All of this suggests what most people have always supposed: there is a partisan predisposition among some of those at the top of the journalism profession, despite their denials. Furthermore, some elite journalists do not step back from their bias but privately seek to re-make the world as they prefer it to be.

The remarkable case of Walter Cronkite leads to certain questions. Did he do similar things in additional cases? How about other prominent anchorman and reporters of that time? Were they behind-the-scenes players while pretending to be passive observers?

And what of today’s line-up? Everyone knows the ideological predispositions of many prominent personalities at liberal MSNBC and conservative FOX. Much of the programming at these networks is more in the category of commentary than nonpartisan news–though even at these networks there are plenty of correspondents who try to fulfill the old ideal of the disinterested reporter.

How about the anchors and hosts at ABC, CBS, NBC, and CNN? What about the White House reporters who have frequent, one-on-one, off-the-record chats with the presidential press secretary and the chief of staff?

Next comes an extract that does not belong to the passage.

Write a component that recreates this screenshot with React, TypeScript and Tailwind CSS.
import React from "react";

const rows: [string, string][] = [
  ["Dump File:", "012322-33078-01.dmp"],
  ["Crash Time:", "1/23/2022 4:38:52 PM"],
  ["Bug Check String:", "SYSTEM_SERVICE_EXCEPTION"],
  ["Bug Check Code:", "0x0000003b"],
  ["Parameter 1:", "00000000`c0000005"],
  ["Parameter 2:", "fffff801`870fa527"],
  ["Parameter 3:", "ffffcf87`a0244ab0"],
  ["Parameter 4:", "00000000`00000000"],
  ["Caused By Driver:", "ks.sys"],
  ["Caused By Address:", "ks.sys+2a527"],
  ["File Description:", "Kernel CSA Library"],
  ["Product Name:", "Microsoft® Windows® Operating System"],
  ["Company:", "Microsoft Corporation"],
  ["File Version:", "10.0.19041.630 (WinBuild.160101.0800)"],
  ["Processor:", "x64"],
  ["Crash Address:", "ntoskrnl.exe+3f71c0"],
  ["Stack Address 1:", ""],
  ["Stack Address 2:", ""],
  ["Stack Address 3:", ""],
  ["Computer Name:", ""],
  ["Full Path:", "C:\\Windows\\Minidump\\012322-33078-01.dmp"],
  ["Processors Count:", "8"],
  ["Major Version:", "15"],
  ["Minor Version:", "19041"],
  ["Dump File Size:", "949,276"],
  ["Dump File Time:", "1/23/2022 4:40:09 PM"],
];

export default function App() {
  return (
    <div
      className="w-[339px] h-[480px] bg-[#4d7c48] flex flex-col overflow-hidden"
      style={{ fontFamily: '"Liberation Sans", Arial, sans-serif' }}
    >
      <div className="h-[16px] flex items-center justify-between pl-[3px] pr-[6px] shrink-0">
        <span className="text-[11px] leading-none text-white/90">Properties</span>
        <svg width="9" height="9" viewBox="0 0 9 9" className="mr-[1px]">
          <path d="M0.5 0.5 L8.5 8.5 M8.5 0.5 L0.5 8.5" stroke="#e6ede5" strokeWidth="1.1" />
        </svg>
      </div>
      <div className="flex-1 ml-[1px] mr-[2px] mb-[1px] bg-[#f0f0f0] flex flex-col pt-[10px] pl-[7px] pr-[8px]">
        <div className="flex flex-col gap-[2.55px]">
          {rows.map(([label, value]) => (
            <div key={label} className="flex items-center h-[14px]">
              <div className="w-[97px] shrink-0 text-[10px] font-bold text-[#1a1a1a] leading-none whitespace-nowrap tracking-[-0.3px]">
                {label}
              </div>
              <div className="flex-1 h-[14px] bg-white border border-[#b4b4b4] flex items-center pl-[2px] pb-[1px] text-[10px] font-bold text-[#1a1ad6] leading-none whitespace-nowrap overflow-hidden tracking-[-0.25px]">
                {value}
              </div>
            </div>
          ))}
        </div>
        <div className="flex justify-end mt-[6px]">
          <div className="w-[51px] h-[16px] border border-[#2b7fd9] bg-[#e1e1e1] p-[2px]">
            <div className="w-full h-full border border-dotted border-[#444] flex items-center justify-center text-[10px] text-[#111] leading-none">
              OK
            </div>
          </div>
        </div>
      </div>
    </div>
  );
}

Are they ever asked to offer strategic and tactical advice–or do they volunteer it?–when the cameras are not on, and there are no witnesses? Is this happening now in the Obama administration and did it happen in prior Democratic and Republican administrations?

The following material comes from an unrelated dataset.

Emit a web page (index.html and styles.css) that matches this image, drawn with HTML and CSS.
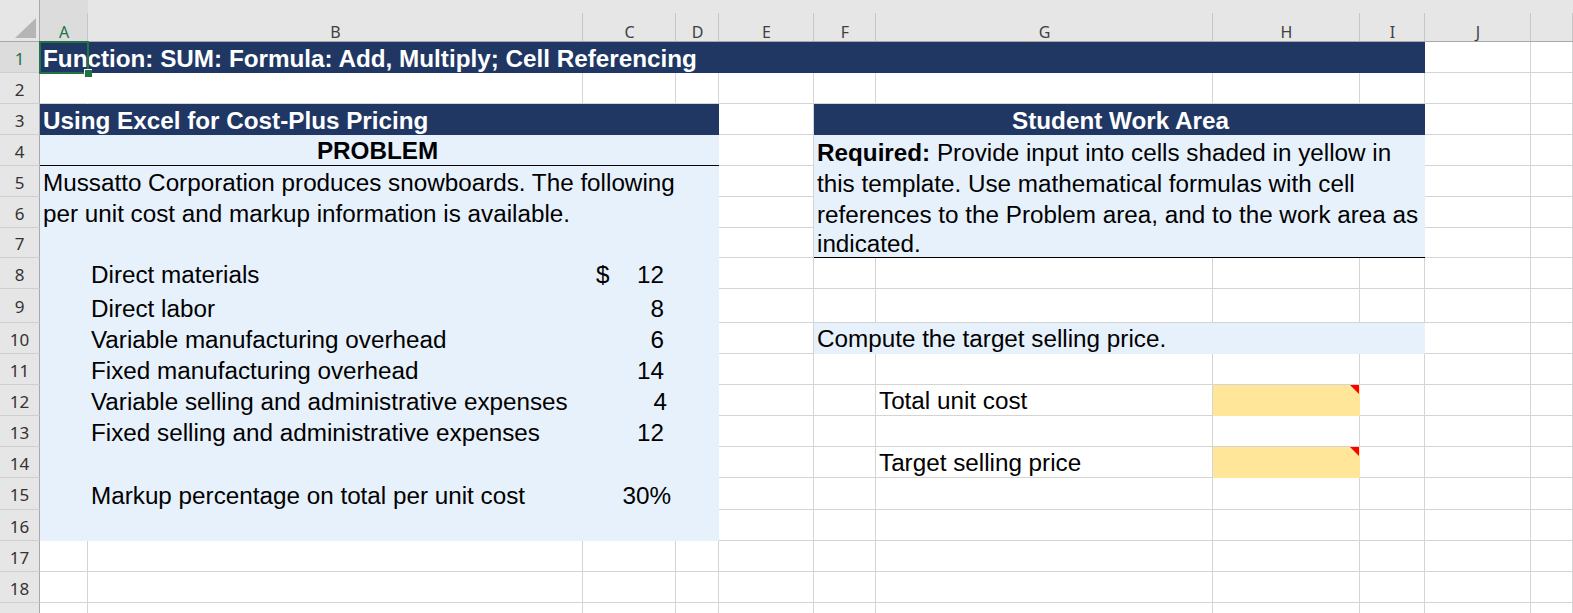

Usually these could be seen as impertinent questions, but not after the Cronkite revelations.

The reporter or anchor has classically been portrayed as the outsider, battling the establishment to deliver the truth in the public interest. In the modern day, many of these reporters and anchors have become millionaire celebrities, part of the semi-permanent floating establishment they are supposed to check. How often do they succumb to the temptation to use their fame and position to influence elected and appointed officials, or gain access as the social equals of those elected officials for self-aggrandizement?

What we’ve just learned about “the most trusted man in America” gives us the right to ask.